O esquecimento do interior
Por me ter visto “forçado” a trabalhar longe, devido à profissão que exerço, tenho andado nos últimos tempos a descobrir o interior de Portugal. É fácil dizermos que gostamos de viajar para as zonas mais calmas, com paisagens muito bonitas e longe da azáfama urbana, quando passamos uns dias ou, no máximo, uma semana por estas bandas. Tudo é bonito: as paisagens, as montanhas, o verde, a famosa Serra da Estrela, entre outros.
Quando se trata de fazer as malas, abandonar definitivamente o litoral e vir viver para o interior, talvez a opinião mude. Aí, migrar para longe da costa portuguesa já não é assim tão atrativo.
A questão da desertificação do interior é muito falada, mas sem vermos medidas concretas que a combatam. A diferença entre litoral e interior é gritante e devia ser motivo de reflexão. Para assistir a um grande espetáculo, o habitante do interior não tem alternativa que não seja pegar no seu próprio carro, gastar bastante dinheiro em gasolina, quiçá num alojamento caso não queira fazer a viagem de regresso na madrugada, e despender várias horas em viagens.

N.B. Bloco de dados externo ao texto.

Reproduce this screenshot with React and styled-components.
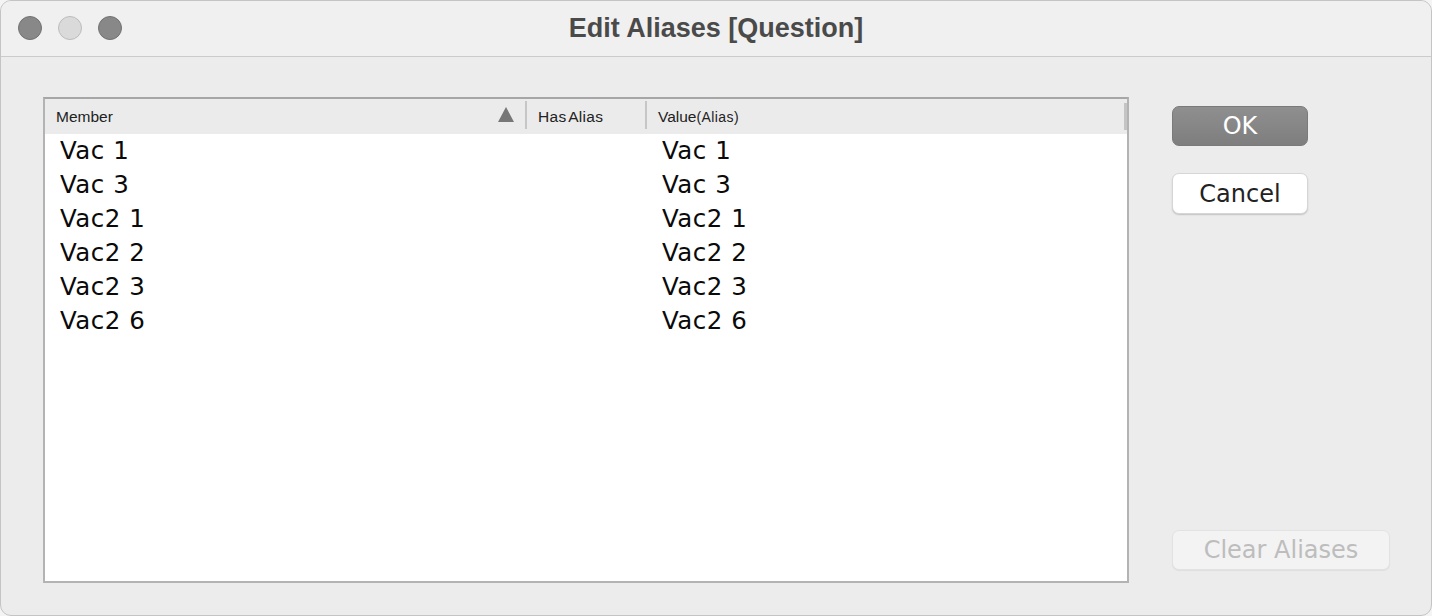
import React from "react";
import styled, { createGlobalStyle } from "styled-components";

const Global = createGlobalStyle`
  html, body { margin: 0; padding: 0; background: #f4f4f4; }
  body { font-family: "DejaVu Sans", "Liberation Sans", sans-serif; }
  * { box-sizing: border-box; }
`;

const Window = styled.div`
  width: 1432px;
  height: 616px;
  background: #ececec;
  border: 1px solid #c4c4c4;
  border-radius: 11px;
  overflow: hidden;
  display: flex;
  flex-direction: column;
`;

const TitleBar = styled.div`
  position: relative;
  height: 56px;
  flex: none;
  background: #f0f0f0;
  border-bottom: 1px solid #cbcbcb;
  display: flex;
  align-items: center;
  justify-content: center;
`;

const Lights = styled.div`
  position: absolute;
  left: 17px;
  top: 15px;
  display: flex;
  gap: 16px;
`;

const Light = styled.span`
  width: 24px;
  height: 24px;
  border-radius: 50%;
  background: ${(p) => (p.$light ? "#dadada" : "#888888")};
  border: 1px solid ${(p) => (p.$light ? "#bcbcbc" : "#717171")};
`;

const Title = styled.div`
  font-family: "Liberation Sans", Arial, sans-serif;
  font-weight: bold;
  font-size: 27px;
  color: #4a4a4a;
  margin-top: -1px;
`;

const Content = styled.div`
  flex: 1;
  display: flex;
  padding: 40px 0 0 42px;
  gap: 43px;
`;

const Table = styled.div`
  width: 1086px;
  height: 486px;
  border: 2px solid #b3b3b3;
  border-top-color: #a6a6a6;
  background: #ffffff;
  display: flex;
  flex-direction: column;
`;

const HeaderRow = styled.div`
  height: 35px;
  flex: none;
  background: #ebebeb;
  display: grid;
  grid-template-columns: 480px 120px 1fr 3px;
  align-items: center;
`;

const HeadCell = styled.div`
  position: relative;
  height: 100%;
  display: flex;
  align-items: center;
  padding-left: ${(p) => p.$pad}px;
  padding-top: 1px;
  font-family: "Liberation Sans", Arial, sans-serif;
  font-size: 15.5px;
  color: #222;
  border-left: ${(p) => (p.$sep ? "2px solid #c8c8c8" : "none")};
  border-image: ${(p) =>
    p.$sep ? "linear-gradient(to bottom, transparent 3px, #c6c6c6 3px, #c6c6c6 29px, transparent 29px) 1" : "none"};
`;

const Label = styled.span`
  white-space: nowrap;
  word-spacing: ${(p) => (p.$tight ? "-2px" : "normal")};
  letter-spacing: ${(p) => (p.$tight ? "0.3px" : "0")};
`;

const Small = styled.span`
  font-size: 14px;
  letter-spacing: 0.4px;
`;

const SortArrow = styled.span`
  position: absolute;
  right: 11px;
  top: 8px;
  width: 0;
  height: 0;
  border-left: 8px solid transparent;
  border-right: 8px solid transparent;
  border-bottom: 15px solid #777;
`;

const ScrollEdge = styled.div`
  height: 27px;
  align-self: center;
  background: #c4c4c4;
`;

const Body = styled.div`
  flex: 1;
  display: flex;
  flex-direction: column;
`;

const Row = styled.div`
  height: 34px;
  padding-bottom: 2px;
  display: grid;
  grid-template-columns: 480px 120px 1fr;
  align-items: center;
  font-family: "DejaVu Sans", sans-serif;
  font-size: 24.5px;
  letter-spacing: 0.5px;
  color: #0a0a0a;
`;

const Cell = styled.div`
  padding-left: ${(p) => p.$pad}px;
  white-space: nowrap;
`;

const Side = styled.div`
  width: 220px;
  display: flex;
  flex-direction: column;
  padding-top: 9px;
`;

const Button = styled.button`
  font-family: "DejaVu Sans", sans-serif;
  font-size: 24px;
  width: ${(p) => p.$w}px;
  height: ${(p) => p.$h}px;
  margin-top: ${(p) => p.$mt}px;
  border-radius: 7px;
  padding: 0;
  display: flex;
  align-items: center;
  justify-content: center;
  cursor: default;
  ${(p) =>
    p.$variant === "primary"
      ? `
    background: linear-gradient(to bottom, #8f8f8f, #7e7e7e);
    color: #ffffff;
    border: 1px solid #7a7a7a;
  `
      : p.$variant === "disabled"
      ? `
    background: #f3f3f3;
    color: #bdbdbd;
    border: 1px solid #e2e2e2;
    box-shadow: 0 1px 1px rgba(0,0,0,0.06);
  `
      : `
    background: #ffffff;
    color: #222;
    border: 1px solid #d6d6d6;
    box-shadow: 0 1px 1.5px rgba(0,0,0,0.18);
  `}
`;

const rows = ["Vac 1", "Vac 3", "Vac2 1", "Vac2 2", "Vac2 3", "Vac2 6"];

export default function App() {
  return (
    <>
      <Global />
      <Window>
        <TitleBar>
          <Lights>
            <Light />
            <Light $light />
            <Light />
          </Lights>
          <Title>Edit Aliases [Question]</Title>
        </TitleBar>
        <Content>
          <Table>
            <HeaderRow>
              <HeadCell $pad={11}>
                <Label>Member</Label>
                <SortArrow />
              </HeadCell>
              <HeadCell $sep $pad={11}>
                <Label $tight>Has Alias</Label>
              </HeadCell>
              <HeadCell $sep $pad={11}>
                <Label>
                  Value<Small>(Alias)</Small>
                </Label>
              </HeadCell>
              <ScrollEdge />
            </HeaderRow>
            <Body>
              {rows.map((r) => (
                <Row key={r}>
                  <Cell $pad={15}>{r}</Cell>
                  <Cell $pad={0} />
                  <Cell $pad={17}>{r}</Cell>
                </Row>
              ))}
            </Body>
          </Table>
          <Side>
            <Button $variant="primary" $w={136} $h={40} $mt={0}>
              OK
            </Button>
            <Button $w={136} $h={41} $mt={27}>
              Cancel
            </Button>
            <Button $variant="disabled" $w={218} $h={40} $mt={316}>
              Clear Aliases
            </Button>
          </Side>
        </Content>
      </Window>
    </>
  );
}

Pode até optar pelos transportes públicos, mas as incertezas e os bilhetes para cada elemento da família não são, de todo, apelativos. Tudo se passa em Lisboa, Porto, por vezes em Braga, Coimbra, Aveiro ou Guimarães. Ter um espetáculo com grandes nomes da cultura portuguesa no interior é motivo de celebração. Não há muitos.
Para ir ao cinema, as próprias capitais de distrito não oferecem um leque alargado de filmes para se ver. Muitos oferecem três, às vezes quatro, e os filmes nem sempre são os melhores que poderiam ter sido selecionados para exibição.
Há tempos, na Guarda, fui ver um artista atuar. Aproveitei para visitar a cidade, que não conhecia. O Museu tinha apenas uns simpáticos funcionários, mas estava sem mais ninguém. Na rua, algumas pessoas circulavam, poucas. Estava frio, havia gelo nas bermas dos passeios. Na Sé, local que deveria ser referência turística da Guarda, conto pelos dedos das mãos as pessoas que por lá circulavam. Caminhando durante mais uns minutos, o cenário mantinha-se: poucas pessoas na rua. O problema, acreditem, não era do frio. É do número de habitantes.
Após jantar num restaurante, onde o empregado de mesa me jurou que ali se comia o melhor bacalhau com natas do mundo, fui então assistir ao concerto, que por acaso tinha lotação perto de esgotada. Deveria ser dos poucos espetáculos com intérpretes conhecidos da nossa praça, o que mobilizou várias pessoas de diferentes zonas. A certa altura, o artista referiu que era um gosto ter vindo ao norte, à Guarda. O público reagiu, dizendo que a Guarda não é do norte, mas o artista desvalorizou. Para ele, a Guarda situa-se no norte de Portugal. Se formos a considerar que Guarda é a norte de Lisboa, então sim, estamos de acordo.
Há pouco tempo, vários elementos do governo, incluindo o primeiro-ministro, vieram ao distrito de Castelo Branco. Vários comentadores políticos, referindo que seria uma manobra para fugir a críticas da altura, desvalorizaram e teceram comentários depreciativos, como que considerando que o interior é irrelevante e o governo deve é ir a cidades a sério, ou então permanecer em Lisboa.
Podem não acreditar, mas se passarmos a fronteira e andarmos uns quilómetros, a cara das pessoas em Espanha não tem nada a ver com os rostos dos portugueses aqui da região, mas não me vou alongar muito, tirem as vossas conclusões.
As elites portuguesas, bem como os sucessivos governos, ignoram o interior. Os círculos eleitorais dos vários distritos representam muito pouco, basta ver os números. A grande concentração encontra-se no litoral, onde há dinheiro, investimento e várias outras coisas atrativas. A população mais afastada está remetida ao constante e prolongado esquecimento. A diferença entre litoral e interior é grande mas, para se entender isso, é preciso viver cá longas jornadas. Não me parece que quem decida esteja disposto a isso. Resta ir vivendo, acreditando que não há portugueses de primeira nem portugueses de segunda.